***** STORED DATA *****
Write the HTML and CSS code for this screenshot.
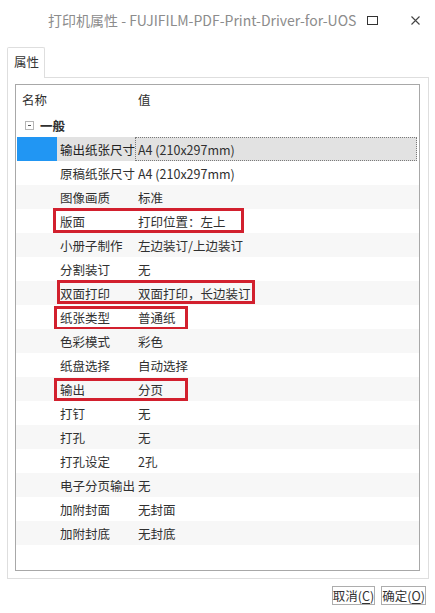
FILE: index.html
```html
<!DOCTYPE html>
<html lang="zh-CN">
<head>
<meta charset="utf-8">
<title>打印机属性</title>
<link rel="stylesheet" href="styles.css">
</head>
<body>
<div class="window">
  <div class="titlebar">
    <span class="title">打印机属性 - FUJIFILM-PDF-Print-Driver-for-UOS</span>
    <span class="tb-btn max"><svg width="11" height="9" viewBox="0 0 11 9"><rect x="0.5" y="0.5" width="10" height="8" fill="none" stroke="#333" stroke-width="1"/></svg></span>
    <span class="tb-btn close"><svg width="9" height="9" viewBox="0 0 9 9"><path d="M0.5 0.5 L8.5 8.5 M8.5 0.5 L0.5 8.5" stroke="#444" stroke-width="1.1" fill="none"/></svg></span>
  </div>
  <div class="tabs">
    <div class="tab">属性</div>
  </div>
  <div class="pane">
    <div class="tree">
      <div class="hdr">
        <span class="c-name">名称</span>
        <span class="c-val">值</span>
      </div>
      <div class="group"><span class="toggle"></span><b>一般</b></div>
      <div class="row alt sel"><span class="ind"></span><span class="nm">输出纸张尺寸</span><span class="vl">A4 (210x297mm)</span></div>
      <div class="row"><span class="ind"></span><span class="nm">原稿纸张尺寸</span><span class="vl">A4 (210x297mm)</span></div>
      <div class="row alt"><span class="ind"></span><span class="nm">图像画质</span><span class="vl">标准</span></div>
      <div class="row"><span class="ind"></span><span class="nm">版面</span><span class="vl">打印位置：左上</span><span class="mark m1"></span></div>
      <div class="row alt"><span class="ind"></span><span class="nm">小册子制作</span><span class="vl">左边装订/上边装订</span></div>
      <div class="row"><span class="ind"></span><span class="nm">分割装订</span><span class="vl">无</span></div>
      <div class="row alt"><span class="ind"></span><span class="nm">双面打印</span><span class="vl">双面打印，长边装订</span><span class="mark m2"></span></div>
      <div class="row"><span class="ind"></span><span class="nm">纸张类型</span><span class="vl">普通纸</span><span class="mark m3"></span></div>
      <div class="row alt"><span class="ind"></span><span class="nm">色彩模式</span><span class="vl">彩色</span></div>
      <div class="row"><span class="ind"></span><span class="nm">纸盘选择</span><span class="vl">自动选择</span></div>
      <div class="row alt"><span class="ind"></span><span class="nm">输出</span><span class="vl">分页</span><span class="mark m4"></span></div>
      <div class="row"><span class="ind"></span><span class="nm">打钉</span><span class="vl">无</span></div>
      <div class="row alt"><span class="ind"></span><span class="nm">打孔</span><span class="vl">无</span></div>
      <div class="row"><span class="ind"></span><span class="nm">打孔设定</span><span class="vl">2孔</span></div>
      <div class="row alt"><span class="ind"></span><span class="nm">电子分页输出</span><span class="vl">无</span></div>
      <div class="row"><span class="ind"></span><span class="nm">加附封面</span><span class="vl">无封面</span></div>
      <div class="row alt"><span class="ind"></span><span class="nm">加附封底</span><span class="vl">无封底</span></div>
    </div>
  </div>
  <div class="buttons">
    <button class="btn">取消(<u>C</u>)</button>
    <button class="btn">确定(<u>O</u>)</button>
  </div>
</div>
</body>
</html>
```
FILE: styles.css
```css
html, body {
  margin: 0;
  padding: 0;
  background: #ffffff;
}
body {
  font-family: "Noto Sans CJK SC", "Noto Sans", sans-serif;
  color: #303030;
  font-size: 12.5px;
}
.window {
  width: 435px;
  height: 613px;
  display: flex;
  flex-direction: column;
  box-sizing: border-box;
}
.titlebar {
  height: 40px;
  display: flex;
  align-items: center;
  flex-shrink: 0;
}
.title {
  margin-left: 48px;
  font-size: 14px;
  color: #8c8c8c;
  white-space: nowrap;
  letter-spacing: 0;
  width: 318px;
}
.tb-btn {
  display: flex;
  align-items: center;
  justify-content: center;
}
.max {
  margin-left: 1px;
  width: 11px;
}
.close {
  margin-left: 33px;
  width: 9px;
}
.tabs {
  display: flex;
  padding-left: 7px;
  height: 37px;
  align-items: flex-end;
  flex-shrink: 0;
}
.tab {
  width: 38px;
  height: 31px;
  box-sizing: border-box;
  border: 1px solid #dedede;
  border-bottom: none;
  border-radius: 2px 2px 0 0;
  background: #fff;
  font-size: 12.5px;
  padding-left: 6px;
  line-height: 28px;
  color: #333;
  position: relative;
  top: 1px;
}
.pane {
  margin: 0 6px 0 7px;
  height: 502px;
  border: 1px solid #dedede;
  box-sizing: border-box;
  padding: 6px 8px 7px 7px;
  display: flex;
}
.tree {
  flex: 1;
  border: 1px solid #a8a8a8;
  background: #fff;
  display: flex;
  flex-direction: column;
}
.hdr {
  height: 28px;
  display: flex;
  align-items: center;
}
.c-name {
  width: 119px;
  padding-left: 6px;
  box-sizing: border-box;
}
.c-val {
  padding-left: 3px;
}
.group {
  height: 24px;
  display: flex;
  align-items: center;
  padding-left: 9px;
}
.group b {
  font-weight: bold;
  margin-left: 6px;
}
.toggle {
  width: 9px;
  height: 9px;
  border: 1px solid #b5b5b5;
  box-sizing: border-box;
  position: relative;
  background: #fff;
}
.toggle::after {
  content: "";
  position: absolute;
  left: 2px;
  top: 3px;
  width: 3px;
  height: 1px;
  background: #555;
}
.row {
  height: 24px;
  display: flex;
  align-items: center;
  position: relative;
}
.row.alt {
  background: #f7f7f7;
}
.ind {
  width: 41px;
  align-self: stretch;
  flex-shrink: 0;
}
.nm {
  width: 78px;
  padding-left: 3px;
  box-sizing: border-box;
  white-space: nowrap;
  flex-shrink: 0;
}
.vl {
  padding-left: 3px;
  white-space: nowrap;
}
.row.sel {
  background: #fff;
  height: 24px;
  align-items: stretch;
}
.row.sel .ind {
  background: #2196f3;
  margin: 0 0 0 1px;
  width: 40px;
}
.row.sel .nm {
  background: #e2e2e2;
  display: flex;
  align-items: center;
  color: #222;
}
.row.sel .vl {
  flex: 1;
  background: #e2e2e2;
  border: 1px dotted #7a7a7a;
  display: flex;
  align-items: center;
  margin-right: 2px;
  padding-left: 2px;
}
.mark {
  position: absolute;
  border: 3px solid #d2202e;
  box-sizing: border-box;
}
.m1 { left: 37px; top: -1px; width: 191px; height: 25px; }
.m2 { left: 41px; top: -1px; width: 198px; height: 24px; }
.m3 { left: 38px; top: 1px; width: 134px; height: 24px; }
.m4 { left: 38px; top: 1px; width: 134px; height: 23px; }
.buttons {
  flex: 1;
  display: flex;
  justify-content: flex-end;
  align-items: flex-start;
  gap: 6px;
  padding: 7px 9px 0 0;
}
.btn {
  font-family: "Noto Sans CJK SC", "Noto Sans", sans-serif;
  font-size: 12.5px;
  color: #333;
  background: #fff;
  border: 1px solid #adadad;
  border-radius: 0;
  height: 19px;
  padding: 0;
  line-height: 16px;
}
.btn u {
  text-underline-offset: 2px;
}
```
*****
• **BRIEF**
Reproduce the material word for word. Any pictures should be left out of the copy.

• **RESPONSE TO THIS EXERCISE**
Write the HTML and CSS code for this screenshot.
FILE: index.html
```html
<!DOCTYPE html>
<html lang="zh-CN">
<head>
<meta charset="utf-8">
<title>打印机属性</title>
<link rel="stylesheet" href="styles.css">
</head>
<body>
<div class="window">
  <div class="titlebar">
    <span class="title">打印机属性 - FUJIFILM-PDF-Print-Driver-for-UOS</span>
    <span class="tb-btn max"><svg width="11" height="9" viewBox="0 0 11 9"><rect x="0.5" y="0.5" width="10" height="8" fill="none" stroke="#333" stroke-width="1"/></svg></span>
    <span class="tb-btn close"><svg width="9" height="9" viewBox="0 0 9 9"><path d="M0.5 0.5 L8.5 8.5 M8.5 0.5 L0.5 8.5" stroke="#444" stroke-width="1.1" fill="none"/></svg></span>
  </div>
  <div class="tabs">
    <div class="tab">属性</div>
  </div>
  <div class="pane">
    <div class="tree">
      <div class="hdr">
        <span class="c-name">名称</span>
        <span class="c-val">值</span>
      </div>
      <div class="group"><span class="toggle"></span><b>一般</b></div>
      <div class="row alt sel"><span class="ind"></span><span class="nm">输出纸张尺寸</span><span class="vl">A4 (210x297mm)</span></div>
      <div class="row"><span class="ind"></span><span class="nm">原稿纸张尺寸</span><span class="vl">A4 (210x297mm)</span></div>
      <div class="row alt"><span class="ind"></span><span class="nm">图像画质</span><span class="vl">标准</span></div>
      <div class="row"><span class="ind"></span><span class="nm">版面</span><span class="vl">打印位置：左上</span><span class="mark m1"></span></div>
      <div class="row alt"><span class="ind"></span><span class="nm">小册子制作</span><span class="vl">左边装订/上边装订</span></div>
      <div class="row"><span class="ind"></span><span class="nm">分割装订</span><span class="vl">无</span></div>
      <div class="row alt"><span class="ind"></span><span class="nm">双面打印</span><span class="vl">双面打印，长边装订</span><span class="mark m2"></span></div>
      <div class="row"><span class="ind"></span><span class="nm">纸张类型</span><span class="vl">普通纸</span><span class="mark m3"></span></div>
      <div class="row alt"><span class="ind"></span><span class="nm">色彩模式</span><span class="vl">彩色</span></div>
      <div class="row"><span class="ind"></span><span class="nm">纸盘选择</span><span class="vl">自动选择</span></div>
      <div class="row alt"><span class="ind"></span><span class="nm">输出</span><span class="vl">分页</span><span class="mark m4"></span></div>
      <div class="row"><span class="ind"></span><span class="nm">打钉</span><span class="vl">无</span></div>
      <div class="row alt"><span class="ind"></span><span class="nm">打孔</span><span class="vl">无</span></div>
      <div class="row"><span class="ind"></span><span class="nm">打孔设定</span><span class="vl">2孔</span></div>
      <div class="row alt"><span class="ind"></span><span class="nm">电子分页输出</span><span class="vl">无</span></div>
      <div class="row"><span class="ind"></span><span class="nm">加附封面</span><span class="vl">无封面</span></div>
      <div class="row alt"><span class="ind"></span><span class="nm">加附封底</span><span class="vl">无封底</span></div>
    </div>
  </div>
  <div class="buttons">
    <button class="btn">取消(<u>C</u>)</button>
    <button class="btn">确定(<u>O</u>)</button>
  </div>
</div>
</body>
</html>
```
FILE: styles.css
```css
html, body {
  margin: 0;
  padding: 0;
  background: #ffffff;
}
body {
  font-family: "Noto Sans CJK SC", "Noto Sans", sans-serif;
  color: #303030;
  font-size: 12.5px;
}
.window {
  width: 435px;
  height: 613px;
  display: flex;
  flex-direction: column;
  box-sizing: border-box;
}
.titlebar {
  height: 40px;
  display: flex;
  align-items: center;
  flex-shrink: 0;
}
.title {
  margin-left: 48px;
  font-size: 14px;
  color: #8c8c8c;
  white-space: nowrap;
  letter-spacing: 0;
  width: 318px;
}
.tb-btn {
  display: flex;
  align-items: center;
  justify-content: center;
}
.max {
  margin-left: 1px;
  width: 11px;
}
.close {
  margin-left: 33px;
  width: 9px;
}
.tabs {
  display: flex;
  padding-left: 7px;
  height: 37px;
  align-items: flex-end;
  flex-shrink: 0;
}
.tab {
  width: 38px;
  height: 31px;
  box-sizing: border-box;
  border: 1px solid #dedede;
  border-bottom: none;
  border-radius: 2px 2px 0 0;
  background: #fff;
  font-size: 12.5px;
  padding-left: 6px;
  line-height: 28px;
  color: #333;
  position: relative;
  top: 1px;
}
.pane {
  margin: 0 6px 0 7px;
  height: 502px;
  border: 1px solid #dedede;
  box-sizing: border-box;
  padding: 6px 8px 7px 7px;
  display: flex;
}
.tree {
  flex: 1;
  border: 1px solid #a8a8a8;
  background: #fff;
  display: flex;
  flex-direction: column;
}
.hdr {
  height: 28px;
  display: flex;
  align-items: center;
}
.c-name {
  width: 119px;
  padding-left: 6px;
  box-sizing: border-box;
}
.c-val {
  padding-left: 3px;
}
.group {
  height: 24px;
  display: flex;
  align-items: center;
  padding-left: 9px;
}
.group b {
  font-weight: bold;
  margin-left: 6px;
}
.toggle {
  width: 9px;
  height: 9px;
  border: 1px solid #b5b5b5;
  box-sizing: border-box;
  position: relative;
  background: #fff;
}
.toggle::after {
  content: "";
  position: absolute;
  left: 2px;
  top: 3px;
  width: 3px;
  height: 1px;
  background: #555;
}
.row {
  height: 24px;
  display: flex;
  align-items: center;
  position: relative;
}
.row.alt {
  background: #f7f7f7;
}
.ind {
  width: 41px;
  align-self: stretch;
  flex-shrink: 0;
}
.nm {
  width: 78px;
  padding-left: 3px;
  box-sizing: border-box;
  white-space: nowrap;
  flex-shrink: 0;
}
.vl {
  padding-left: 3px;
  white-space: nowrap;
}
.row.sel {
  background: #fff;
  height: 24px;
  align-items: stretch;
}
.row.sel .ind {
  background: #2196f3;
  margin: 0 0 0 1px;
  width: 40px;
}
.row.sel .nm {
  background: #e2e2e2;
  display: flex;
  align-items: center;
  color: #222;
}
.row.sel .vl {
  flex: 1;
  background: #e2e2e2;
  border: 1px dotted #7a7a7a;
  display: flex;
  align-items: center;
  margin-right: 2px;
  padding-left: 2px;
}
.mark {
  position: absolute;
  border: 3px solid #d2202e;
  box-sizing: border-box;
}
.m1 { left: 37px; top: -1px; width: 191px; height: 25px; }
.m2 { left: 41px; top: -1px; width: 198px; height: 24px; }
.m3 { left: 38px; top: 1px; width: 134px; height: 24px; }
.m4 { left: 38px; top: 1px; width: 134px; height: 23px; }
.buttons {
  flex: 1;
  display: flex;
  justify-content: flex-end;
  align-items: flex-start;
  gap: 6px;
  padding: 7px 9px 0 0;
}
.btn {
  font-family: "Noto Sans CJK SC", "Noto Sans", sans-serif;
  font-size: 12.5px;
  color: #333;
  background: #fff;
  border: 1px solid #adadad;
  border-radius: 0;
  height: 19px;
  padding: 0;
  line-height: 16px;
}
.btn u {
  text-underline-offset: 2px;
}
```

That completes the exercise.